Japan’s nuclear regulator gives nod to dump of toxic water

Tokyo Electric Power Co’s plan to manage radioactive water at its wrecked Fukushima plant may include a controlled discharge into the ocean once its toxicity is brought within legal limits, Japan’s nuclear regulator said.

Nuclear Regulatory Authority Chairman Shunichi Tanaka said today the ocean dump could be necessary as the country’s government prepares to present its plan for handling tainted water at the site that’s increasing by 400 tons a day.

Managing the water used to cool melted fuel at the Fukushima plant’s reactors has become a fundamental challenge for the utility known as Tepco, which has recently struggled to contain a series of leaks that included the loss of about 300 tons of contaminated water that it reported two weeks ago.

“It is important for us to understand the need to make difficult judgments in order to avoid larger problems in the future,” Tanaka said of the possible ocean discharge during a speech to reporters in Tokyo.

Contaminant levels must be brought below accepted limits through filtration or other treatments before the water is dumped, he said.

Japan’s Nuclear Emergency Response Headquarters could present its comprehensive response to the water management crisis as early as tomorrow, Deputy Chief Cabinet Secretary Katsunobu Kato said today, relaying comments made by Chief Cabinet Secretary Yoshihide Suga to lawmakers earlier.

The government wants to present a “complete package” of steps to tackle the problem of contaminated water at the Fukushima plant, Suga said, according to Kato.

Leak management

Tepco’s challenge was further illustrated yesterday when the utility said it had found a new radioactive leak, capping its worst month since the March 2011 earthquake and tsunami caused reactors to meltdown.

The company said it had halted the contaminated water leak from a pipe near an area of high radiation levels discovered on Aug. 31. Of the hot spots found over the weekend, one recorded radiation of 1,800 millisieverts per hour around the bottom of a bolted-flange tank storing water used to cool melted reactor cores.
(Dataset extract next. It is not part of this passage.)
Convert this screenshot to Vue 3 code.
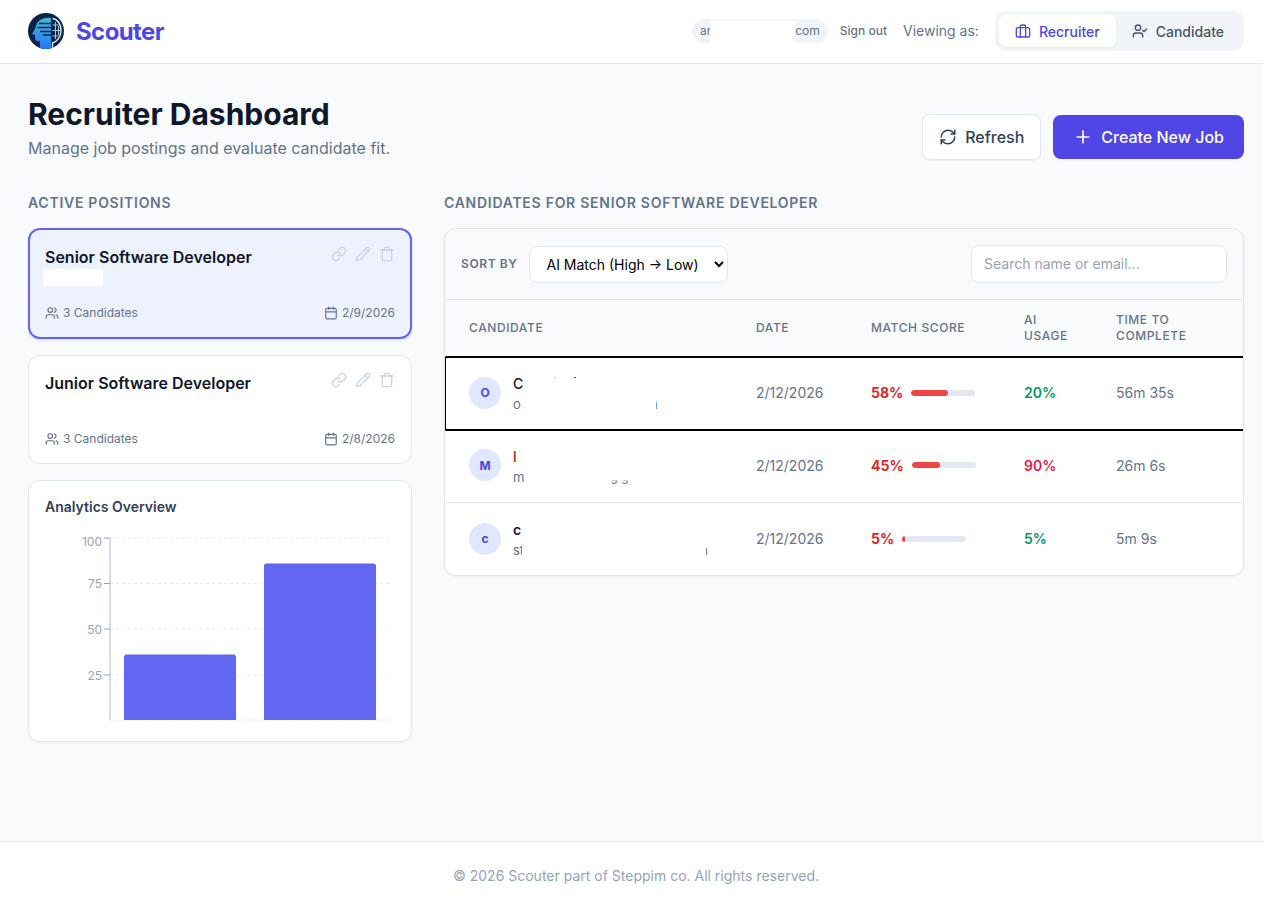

That’s 18 times the level reported at the same spot on Aug. 22, Tepco said.

With more than 338,000 metric tons of water with varying levels of toxicity stored in pits, basements and hundreds of tanks at the Fukushima plant, Tepco has been overwhelmed in trying to contain leaks.

Prime Minister Shinzo Abe last month said Tepco isn’t able to handle the disaster recovery after the company acknowledged that contaminated groundwater at the plant was seeping into the ocean. Japanese government officials estimated that leak at 300 tons of irradiated water a day.